24 notaires camerounais ont été mis à la retraite par un décret du président de la République. Parmi eux, quelques noms bien connus comme Joël Etoke, un ancien de Garoua, mais aussi Gérard Kack Kack, Eyoum Mandengue, Enganalim Marie Madeleine, Mboudou Ahanda, Yanze née Nono Tchangom.

Un cran au dessus, Abdoulaye Harissou qui fait partie de la crème du notariat de notre pays, d’Afrique et du monde. Le notaire de Maroua a réorganisé et modernisé le notariat lors de ses 4 ans de présidence de la chambre nationale des notaires du Cameroun, entre autres, en la dotant d'un siège et d'un journal " La lettre des notaires" qui était tiré à 5000 exemplaires chaque mois, distribués gratuitement aux professionnels du droit et aux justiciables pour vulgariser le droit. On se souvient également que Me Harissou a porté très haut l'étendard du notariat camerounais et du Cameroun en étant élu président des notaires d'Afrique pour une législature de 3 ans et juste après, vice président mondial de l'Union internationale des notaires ( Uinl) pour la même durée. Plusieurs responsabilités lui ont été confiées par le conseil de direction et le président de cette organisation.

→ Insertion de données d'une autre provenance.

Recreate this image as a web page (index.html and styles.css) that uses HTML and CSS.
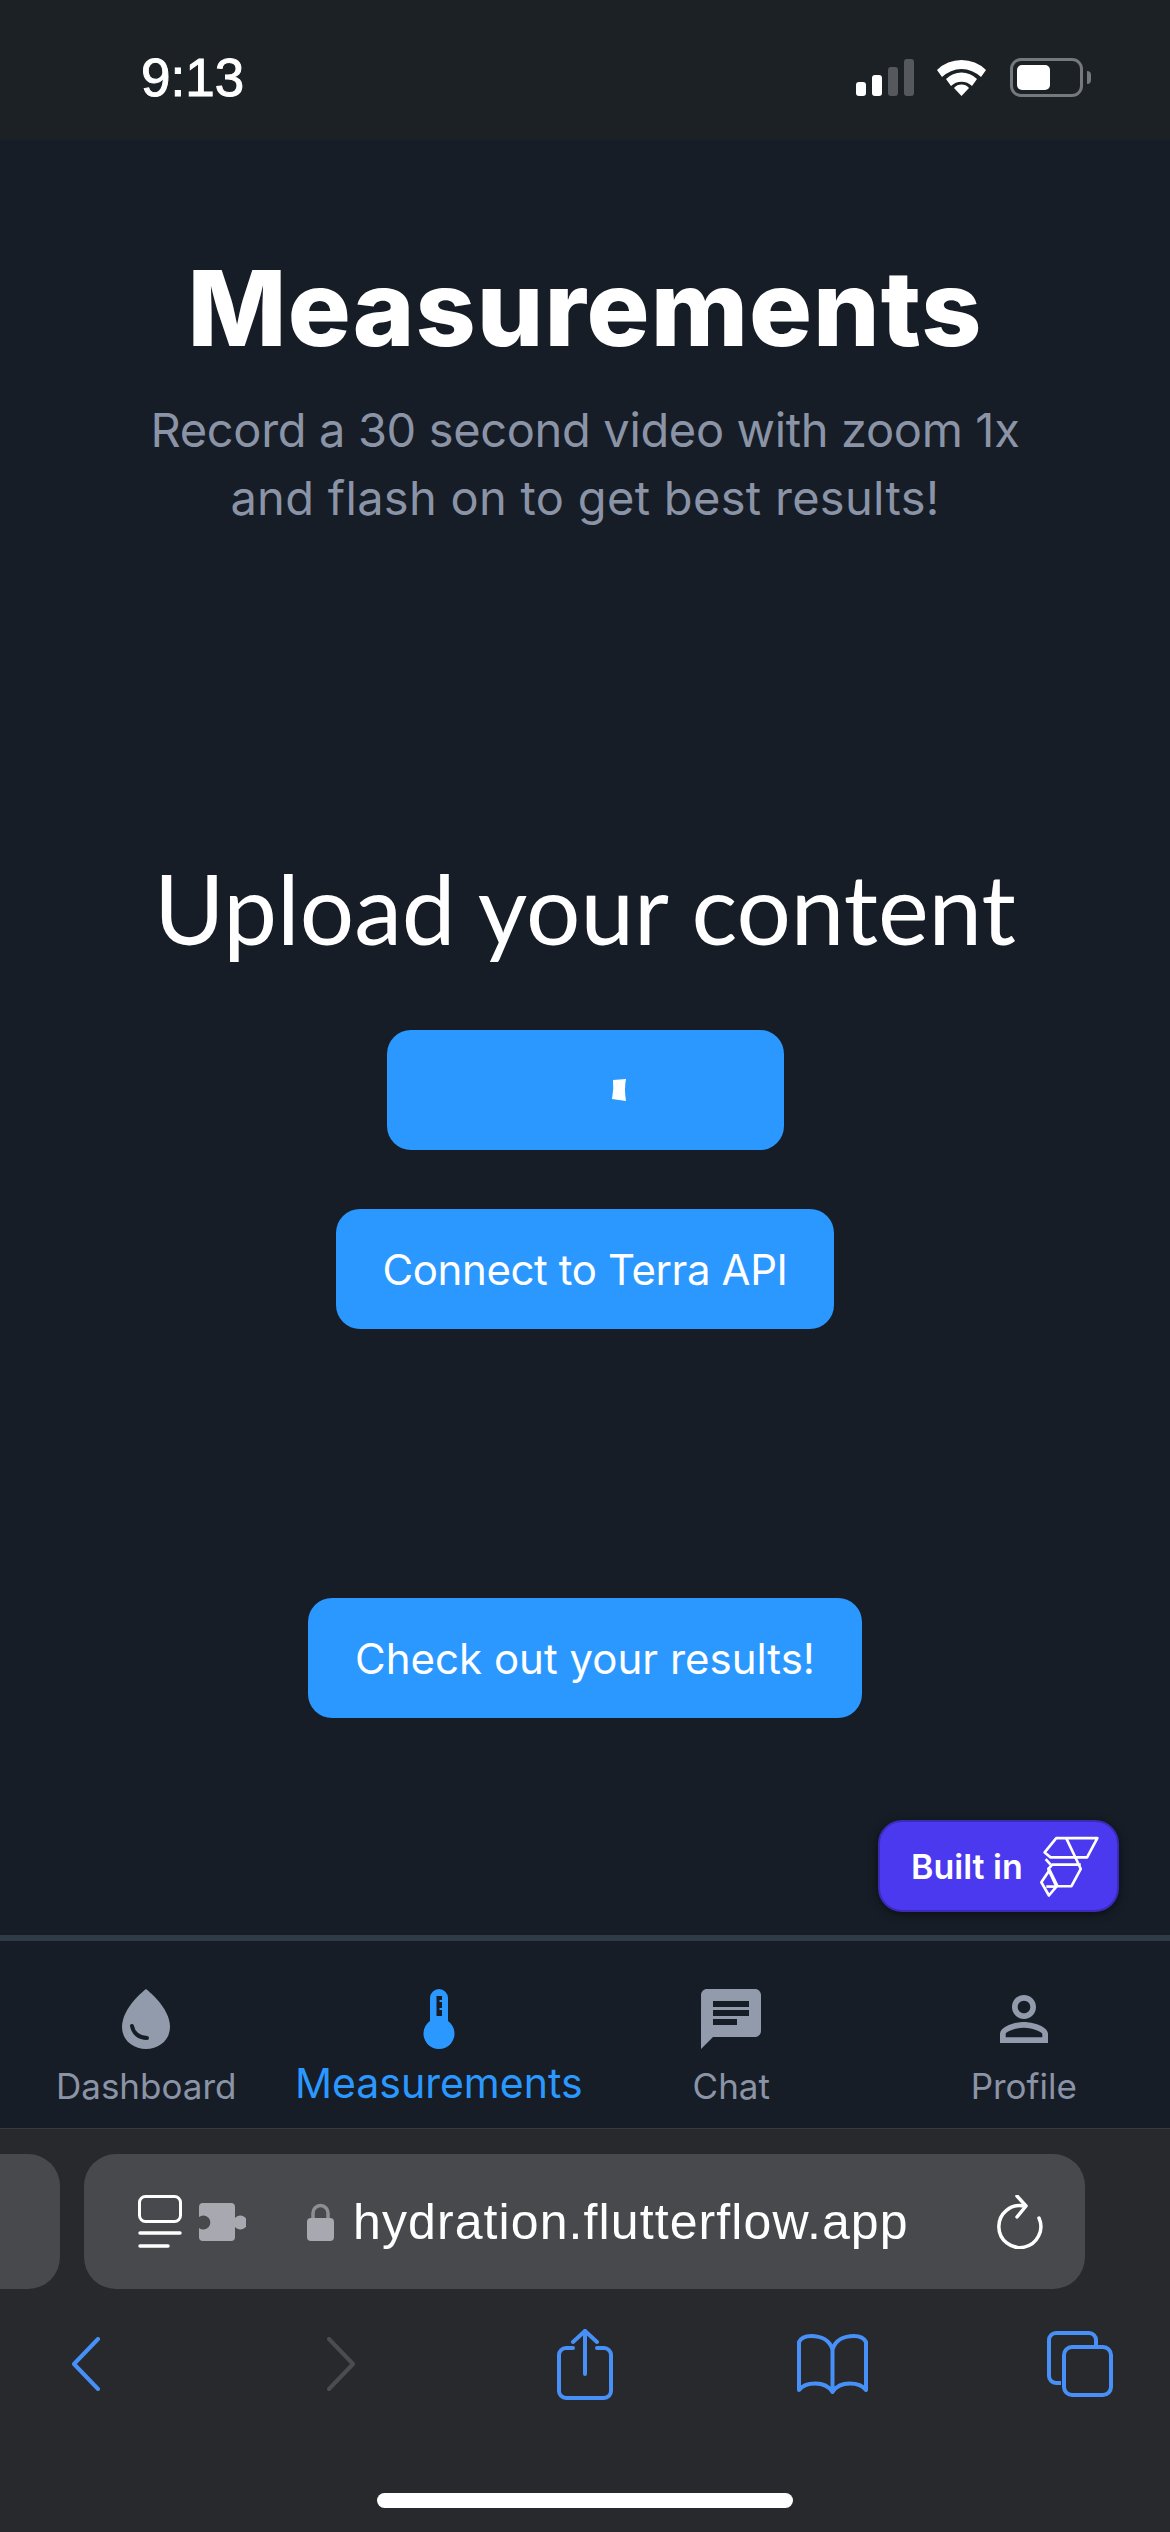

Aujourd'hui, encore, il est membre du conseil général de l'Uin et président du groupe de travail "Titrement".

En marge de ses activités, le notaire de Maroua a eu la main heureuse avec la publication de 2 livres à succès à savoir : " La terre, un droit humain", éditions Dunod, préfacé par les présidents Chirac et Abdou Diouf, consacré à l'accès à la propriété foncière pour tous, notamment les plus faibles, paysans et femmes rurales par l'obtention du titre sécurisé simplifié (Tss), une invention de sa part. L’autre titre, préfacé par Robert Badinter: « les enfants fantômes» est coécrit avec Laurent Desjoie président de l'association du notariat francophone (Anf) dont il est le secrétaire général. L’ouvrage paru aux éditions Albin Michel parle du problème des millions d'enfants dépourvus d'actes de naissance.

Suite aux propositions pertinentes contenues dans ces 2 livres, il conduisait un projet sur la création du Titre sécurisé simplifié avec l'Association des parlementaires Francophones (A pf) et l'Union Africaine (Ua) et un autre avec l'Unicef et l'Oif : l’État civil des enfants. C’était avant son arrestation.

Sa mise à la retraite ? Happy end dit-il, « parce que je pars la conscience tranquille et la tête haute. Je n'ai jamais comparu devant un tribunal pénal dans le cadre de mon travail de notaire et aucun de mes actes n'a été annulé malgré quelques tentatives de certains clients ou avocats mal intentionnés ».

Ironie du sort, il sort la tête haute d’avoir servi son pays qui aujourd’hui l’accuse et l’a « encellulé » : En effet, arrêté à Maroua le 27 août 2014, maître Abdoulaye Harissou est poursuivi en compagnie d’Aboubakar Siddiki, par le tribunal militaire de Yaoundé, pour «outrage au Président de la République», «hostilité contre la patrie et révolution», « complicité d’assassinat » et «port et détention illégale d’armes de guerre».

Au moment ou toutes les charges retenues contre lui n’ont pu prospérer par devant le tribunal militaire, ce qui laisse supposer une évolution favorable de son dossier, Me Abdoulaye Harissou sera-t-il bientôt élargie pour goûter aux charmes de la retraite et continuer son aventure éditoriale en faveur des enfants déshérités ? Cette mise à la retraite préfigure-t-elle une autre entourloupe politico-judiciaire ? Il est urgent d’attendre vendredi prochain, pour être fixé pour son énième comparution devant le tribunal militaire…depuis trois ans.